The IMIP also approved a policy brought forward by the MIGTF and MPEC to address interactions between the Markets+ Independent Panel (MIP) and the SPP board. The policy includes a process under which the IMIP and MIP can submit appeals to the board.
The MIP will replace the IMIP by the time Markets+ is up and running, currently targeted for early 2027. It will be allowed to appeal decisions on the same issue multiple times to the board.
ASPC’s Myers: FERC Order Close
FERC is close to filing its response to SPP’s filing to the commission’s finding that the RTO’s Markets+ tariff submittal is deficient, Myers told the MSC on Dec. 20.
Myers, part of a recent Western Interstate Energy Board delegation to FERC’s offices in Washington, D.C., said that after discussions with staff, he’s hopeful the commission will rule on the tariff in January.
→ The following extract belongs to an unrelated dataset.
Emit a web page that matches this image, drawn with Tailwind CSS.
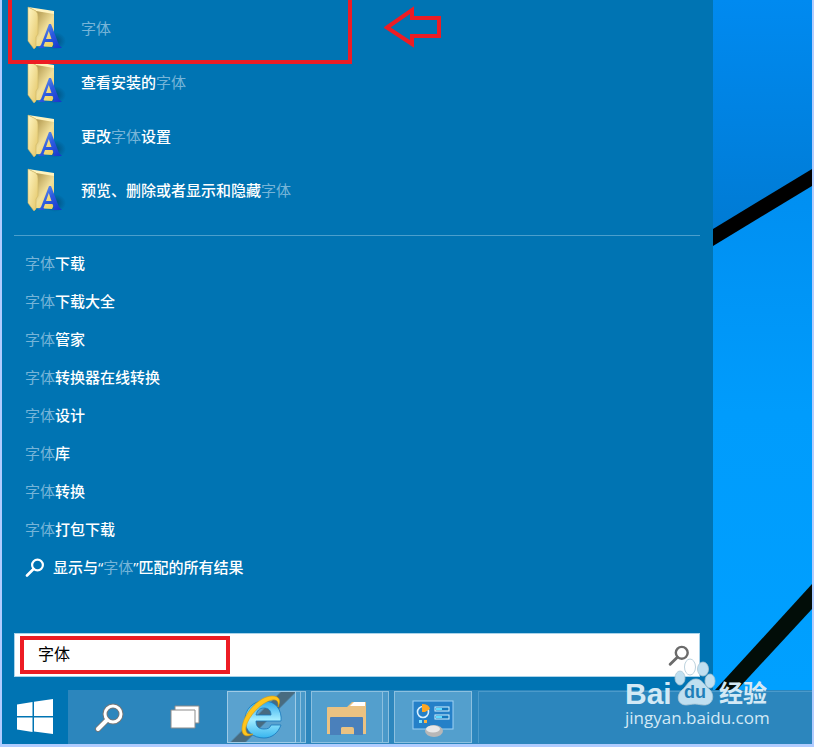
<!DOCTYPE html>
<html lang="zh-CN">
<head>
  <meta charset="UTF-8">
  <title>搜索 - 字体</title>
  <meta name="viewport" content="width=device-width, initial-scale=1.0">
  <script src="https://cdn.jsdelivr.net/npm/@tailwindcss/browser@4"></script>
</head>
<body class="min-h-screen flex flex-col border-x-2 border-b-3 border-[#b0ccff] bg-[#0074b3] text-white text-[15px] leading-5 font-['Noto_Sans_CJK_SC','Open_Sans',sans-serif] overflow-hidden">

  <!-- Shared icons -->
  <svg class="absolute w-0 h-0" aria-hidden="true">
    <defs>
      <linearGradient id="flap" x1="0" y1="0" x2="1" y2="1">
        <stop offset="0" stop-color="#fff6c4"/>
        <stop offset="1" stop-color="#e3c565"/>
      </linearGradient>
      <linearGradient id="back" x1="0" y1="0" x2="1" y2="1">
        <stop offset="0" stop-color="#8f7838"/>
        <stop offset="0.35" stop-color="#c9b269"/>
        <stop offset="0.6" stop-color="#f0df9a"/>
        <stop offset="1" stop-color="#f2cf52"/>
      </linearGradient>
      <linearGradient id="letter" x1="0" y1="0" x2="1" y2="1">
        <stop offset="0" stop-color="#7ba4f0"/>
        <stop offset="0.5" stop-color="#2c5be0"/>
        <stop offset="1" stop-color="#1734c8"/>
      </linearGradient>
      <radialGradient id="shade">
        <stop offset="0" stop-color="#033e66" stop-opacity="0.7"/>
        <stop offset="1" stop-color="#033e66" stop-opacity="0"/>
      </radialGradient>
    </defs>
    <symbol id="font-folder" viewBox="0 0 40 44">
      <ellipse cx="29" cy="35" rx="11" ry="9" fill="url(#shade)"/>
      <path d="M2 2 28 6V37L26 41 9 40Z" fill="url(#back)"/>
      <path d="M2 1 28 5V8L10 5Z" fill="#fff3bd"/>
      <path d="M2 1 10 5Q12 7 12 11V28L10 31V41L8 43 2 35Z" fill="url(#flap)" stroke="#cfb563" stroke-width="0.6"/>
      <path d="M23 18H25L33 39 36 42H26L28 40 26.500 36H19L17.500 40 19 42H12L15 39ZM22.800 25 20 33H25.500Z" fill="url(#letter)" fill-rule="evenodd"/>
    </symbol>
    <symbol id="magnifier" viewBox="0 0 20 20">
      <circle cx="12.500" cy="8" r="5.400" fill="none" stroke="currentColor" stroke-width="2.200"/>
      <path d="M8.500 12 2 18.500" stroke="currentColor" stroke-width="2.600" stroke-linecap="round"/>
    </symbol>
  </svg>

  <div class="flex-1 flex">
    <!-- Search panel -->
    <main class="relative flex-1 flex flex-col pl-3 pr-[13px] pb-[13px] font-medium">
      <ul>
        <li><a href="#" class="flex items-center h-[54px] pt-[2px] pl-3 gap-[15px]"><svg class="w-10 h-11"><use href="#font-folder"/></svg><span><span class="font-normal text-[#76b4d8]">字体</span></span></a></li>
        <li><a href="#" class="flex items-center h-[54px] pt-[2px] pl-3 gap-[15px]"><svg class="w-10 h-11"><use href="#font-folder"/></svg><span>查看安装的<span class="font-normal text-[#76b4d8]">字体</span></span></a></li>
        <li><a href="#" class="flex items-center h-[54px] pt-[2px] pl-3 gap-[15px]"><svg class="w-10 h-11"><use href="#font-folder"/></svg><span>更改<span class="font-normal text-[#76b4d8]">字体</span>设置</span></a></li>
        <li><a href="#" class="flex items-center h-[54px] pt-[2px] pl-3 gap-[15px]"><svg class="w-10 h-11"><use href="#font-folder"/></svg><span>预览、删除或者显示和隐藏<span class="font-normal text-[#76b4d8]">字体</span></span></a></li>
      </ul>

      <hr class="mt-[19px] mb-2 border-[#4b9fcc]">

      <ul class="pl-[11px]">
        <li><a href="#" class="flex items-center h-[38px]"><span class="font-normal text-[#76b4d8]">字体</span>下载</a></li>
        <li><a href="#" class="flex items-center h-[38px]"><span class="font-normal text-[#76b4d8]">字体</span>下载大全</a></li>
        <li><a href="#" class="flex items-center h-[38px]"><span class="font-normal text-[#76b4d8]">字体</span>管家</a></li>
        <li><a href="#" class="flex items-center h-[38px]"><span class="font-normal text-[#76b4d8]">字体</span>转换器在线转换</a></li>
        <li><a href="#" class="flex items-center h-[38px]"><span class="font-normal text-[#76b4d8]">字体</span>设计</a></li>
        <li><a href="#" class="flex items-center h-[38px]"><span class="font-normal text-[#76b4d8]">字体</span>库</a></li>
        <li><a href="#" class="flex items-center h-[38px]"><span class="font-normal text-[#76b4d8]">字体</span>转换</a></li>
        <li><a href="#" class="flex items-center h-[38px]"><span class="font-normal text-[#76b4d8]">字体</span>打包下载</a></li>
        <li><a href="#" class="flex items-center h-[38px]"><svg class="w-5 h-5 mr-2"><use href="#magnifier"/></svg><span class="font-['Open_Sans','Noto_Sans_CJK_SC',sans-serif]">显示与“<span class="font-normal text-[#76b4d8]">字体</span>”匹配的所有结果</span></a></li>
      </ul>

      <form class="relative mt-auto flex items-center h-11 bg-white border border-[#a9d3ea] text-[#6b6b6b]">
        <input type="text" value="字体" aria-label="搜索" class="flex-1 h-full pl-[23px] pb-1 text-base font-normal text-black outline-none">
        <button type="button" aria-label="搜索" class="mr-[9px]"><svg class="w-[22px] h-[22px]"><use href="#magnifier"/></svg></button>
        <div class="absolute left-[5px] top-[2px] w-[210px] h-[38px] border-4 border-[#ed1c24] pointer-events-none"></div>
      </form>

      <!-- Red marks -->
      <div class="absolute left-[6px] top-0 w-[344px] h-16 border-4 border-t-0 border-[#ed1c24] pointer-events-none"></div>
      <svg class="absolute left-[382px] top-[6px] w-[60px] h-[44px]" viewBox="0 0 60 44" fill="none" stroke="#ed1c24" stroke-width="4">
        <path d="M3 21.500 28 4V12H55V30H28V38Z"/>
      </svg>
    </main>

    <!-- Wallpaper -->
    <svg class="w-[99px] shrink-0 self-stretch" viewBox="0 0 99 690" preserveAspectRatio="none">
      <defs>
        <linearGradient id="sky" x1="0" y1="0" x2="0" y2="1">
          <stop offset="0" stop-color="#008af0"/>
          <stop offset="1" stop-color="#007bd4"/>
        </linearGradient>
        <linearGradient id="pane" x1="0" y1="0" x2="0" y2="1">
          <stop offset="0" stop-color="#008bea"/>
          <stop offset="0.3" stop-color="#0090f2"/>
          <stop offset="0.6" stop-color="#009cfc"/>
          <stop offset="1" stop-color="#00a0ff"/>
        </linearGradient>
      </defs>
      <rect width="99" height="690" fill="url(#pane)"/>
      <path d="M0 0H99V170L0 230Z" fill="url(#sky)"/>
      <path d="M0 229 99 169V186L0 246Z" fill="#000"/>
      <path d="M99 584V609L24 690H2Z" fill="#020d08"/>
    </svg>
  </div>

  <!-- Taskbar -->
  <footer class="relative flex h-[54px] bg-[#2c86bd]">
    <button class="w-[66px] bg-[#0074b3] flex items-center justify-center" aria-label="开始">
      <svg class="w-9 h-9" viewBox="0 0 36 36" fill="#fff">
        <path d="M0 5.500 15.500 3V17H0ZM17 2.800 36 0V17H17ZM0 18.500H15.500V33L0 30.500ZM17 18.500H36V35L17 32.500Z"/>
      </svg>
    </button>
    <button class="w-[82px] flex items-center justify-center" aria-label="搜索">
      <svg class="w-8 h-8" viewBox="0 0 32 32" fill="none">
        <g stroke="#777" stroke-linecap="round">
          <circle cx="20" cy="13" r="8" stroke-width="5"/>
          <path d="M14 19 5 28" stroke-width="6"/>
        </g>
        <g stroke="#fff" stroke-linecap="round">
          <circle cx="20" cy="13" r="8" stroke-width="3"/>
          <path d="M14 19 5 28" stroke-width="4"/>
        </g>
      </svg>
    </button>
    <button class="w-[70px] flex items-center justify-center" aria-label="任务视图">
      <svg class="w-8 h-6" viewBox="0 0 32 24" fill="#fff" stroke="#8b8b8b">
        <path d="M6 1H30V18H6Z"/>
        <path d="M2 5H26V23H2Z"/>
      </svg>
    </button>
    <button class="ml-[7px] my-px w-[69px] flex items-center justify-center border border-[#9fcbe6] bg-[linear-gradient(135deg,#5aa2cf_0_44%,#486b80_46%_57%,#5aa2cf_59%)]" aria-label="Internet Explorer">
      <svg class="w-12 h-12" viewBox="0 0 48 48" fill="none">
        <defs>
          <linearGradient id="ie" x1="0" y1="0" x2="0" y2="1">
            <stop offset="0" stop-color="#2ba8ec"/>
            <stop offset="0.5" stop-color="#a2ecff"/>
            <stop offset="1" stop-color="#36b4ee"/>
          </linearGradient>
        </defs>
        <path d="M43 28H18C18 34 21 36 26 36 30 36 32 35 33 32H43C40 40 34 45 26 45 15 45 7 38 7 27 7 16 15 8 26 8 38 8 44 17 43 28ZM18 22H33C33 17 30 15 26 15 21 15 19 18 18 22Z" fill="url(#ie)" stroke="#1676bb" stroke-width="0.800"/>
        <path d="M40 14C43 8 42 3 34 3 21 3 4 22 4 36 4 44 10 44 15 41 10 42 7 40 8 34 10 23 24 9 34 7 39 6 41 9 40 14Z" fill="#ffc51c" stroke="#d99a0c" stroke-width="0.600"/>
      </svg>
    </button>
    <div class="my-px w-[5px] border border-l-0 border-[#8cc0df] bg-[#4a99c9]"></div>
    <div class="my-px w-[5px] border border-l-0 border-[#8cc0df] bg-[#4a99c9]"></div>
    <button class="ml-[5px] my-px w-[72px] flex items-center justify-center border border-[#8cc0df] bg-[#539fcd]" aria-label="文件资源管理器">
      <svg class="w-10 h-9 mt-1" viewBox="0 0 40 36">
        <path d="M0 7Q0 6 1 6H20L25 1H39V33H0Z" fill="#eac282"/>
        <path d="M23 5 27 1H38V5Z" fill="#fff"/>
        <path d="M3 17Q3 16 4 16H35Q36 16 36 17V34H27V28Q27 26 25 26H16Q14 26 14 28V34H3Z" fill="#4a80bb"/>
        <path d="M14 28Q14 26 16 26H24L26 28V33H14Z" fill="#eac282"/>
      </svg>
    </button>
    <div class="my-px w-[6px] border border-l-0 border-[#8cc0df] bg-[#4a99c9]"></div>
    <button class="ml-[5px] my-px w-[78px] flex items-center justify-center border border-[#8cc0df] bg-[#539fcd]" aria-label="控制面板">
      <svg class="w-[42px] h-[38px] mt-1" viewBox="0 0 42 38">
        <rect x="1" y="1" width="40" height="28" fill="#2580c8" stroke="#9ed2f5"/>
        <circle cx="11" cy="12" r="5.500" fill="none" stroke="#d9f0ff" stroke-width="1.600"/>
        <path d="M10 12V4Q17 4 18 9L13 12Z" fill="#ffa722"/>
        <rect x="23" y="7" width="14" height="4" fill="#1277bd" stroke="#d4f3ff"/>
        <rect x="24" y="8" width="6" height="2" fill="#5edcff"/>
        <rect x="23" y="15" width="14" height="4" fill="#1277bd" stroke="#d4f3ff"/>
        <rect x="24" y="16" width="6" height="2" fill="#5edcff"/>
        <rect x="7" y="20" width="3" height="3" fill="#7ee4ff"/>
        <rect x="12" y="20" width="3" height="3" fill="#ffb13a"/>
        <ellipse cx="22" cy="31" rx="9" ry="6" fill="#b7b7b7"/>
        <ellipse cx="21" cy="29" rx="7" ry="3.500" fill="#e8e8e8"/>
      </svg>
    </button>
    <div class="ml-[6px] my-px flex-1 border-l border-t border-[#4b9aca]"></div>

    <!-- Site watermark -->
    <div class="absolute right-[39px] -top-8 w-[148px] text-[#d3e9f5] font-['Liberation_Sans','Noto_Sans_CJK_SC',sans-serif]">
      <div class="flex items-end h-12 font-bold">
        <span class="w-[49px] text-[30px] leading-6">Bai</span>
        <div class="relative w-[42px] h-12">
          <svg class="w-full h-full" viewBox="49 0 42 48" fill="#bfdff0" stroke="#a9c5d3" stroke-width="0.800">
            <ellipse cx="55" cy="20" rx="5" ry="7"/>
            <ellipse cx="65" cy="9" rx="5.500" ry="8" fill="#ffffff" fill-opacity="0.700"/>
            <ellipse cx="78" cy="11" rx="5.500" ry="7"/>
            <ellipse cx="85" cy="23" rx="5" ry="7"/>
            <path d="M71 21C77 21 79 27 84 31 90 36 89 47 79 47 75 47 73 46 70 46 66 46 64 47 61 47 52 47 51 37 57 32 62 28 64 21 71 21Z"/>
          </svg>
          <span class="absolute inset-x-0 bottom-1 text-center text-lg leading-5 text-[#1f7fb9]">du</span>
        </div>
        <span class="ml-[3px] text-2xl leading-6">经验</span>
      </div>
      <p class="font-['Open_Sans',sans-serif] text-[17px] leading-6">jingyan.baidu.com</p>
    </div>
  </footer>

</body>
</html>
SPP submitted its response to FERC’s deficiency finding in September, asking for a response by Nov. 20. (See SPP Dispels Concerns over Markets+ Deficiency Letter.)
“I impressed upon them that the MSC really didn’t have too much opposition to that tariff, which is the reason why we didn’t necessarily file comments,” Myers said. “They were very receptive of that and thought it was great that the states were in agreement with the tariff overall. I did get … that it’s a top priority and that they’re kind of in the final stages of it.”
Potential Competitive Upgrades
Two recently approved 345-kV transmission projects potentially meet the requirements for competitive upgrades, SPP said Dec. 16.
The projects in question — Belfield-Maurine-New Underwood-Laramie River, from the Dakotas into Wyoming, and Elm Creek-Tobias in Nebraska — also include upgrades that don’t qualify as competitive because they interconnect to existing non-competitive facilities. Those upgrades will receive notifications to construct with conditions (NTC-C).
The non-competitive upgrades will require refined cost estimates that will affect the projects’ overall status. Under SPP’s tariff, an entire project could be re-evaluated if the non-competitive refined cost estimate is out of bandwidth and is not considered fully approved for construction.